Джесси боялась шелохнуться и поднять глаза в течение всего рассказа, вырывавшего один за другим все шипы, ранее терзавшие ее душу. Ей казалось, что она сама только теперь начинает дышать полной грудью, освобождаясь от тяжелого гнета, как только спала мрачная завеса, столь долго скрывавшая «эгоиста».

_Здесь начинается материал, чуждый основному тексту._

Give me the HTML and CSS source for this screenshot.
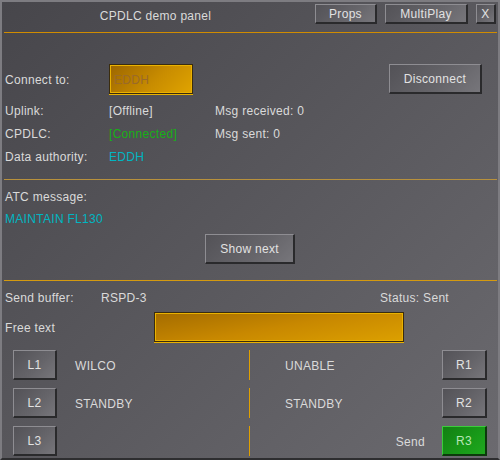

— Да, мисс Клиффорд, о наследстве теперь и говорить нечего, — после небольшой паузы, с некоторой резкостью произнес Густав. — Хотя оно было предложено мне и к его достижению я приложил немало труда, но не для себя, а для настоящей, имеющей на него право наследницы. К сожалению, я также вынужден отказаться от чести стать компаньоном торгового дома Клиффордов. Вся редакция «Кельнской газеты» обязала меня торжественной клятвой вернуться к ним, как только окончится мой отпуск, да и, откровенно говоря, мне вовсе не по душе на долгое время посвятить себя «цифрописанию». Я снова возьмусь за свое старое ремесло, которое я вовсе не кинул так позорно, как вы упрекали меня. Ну, так как же: вы все еще считаете мою работу за конторским столом заслуживающей такого презрения, как говорили мне до сих пор?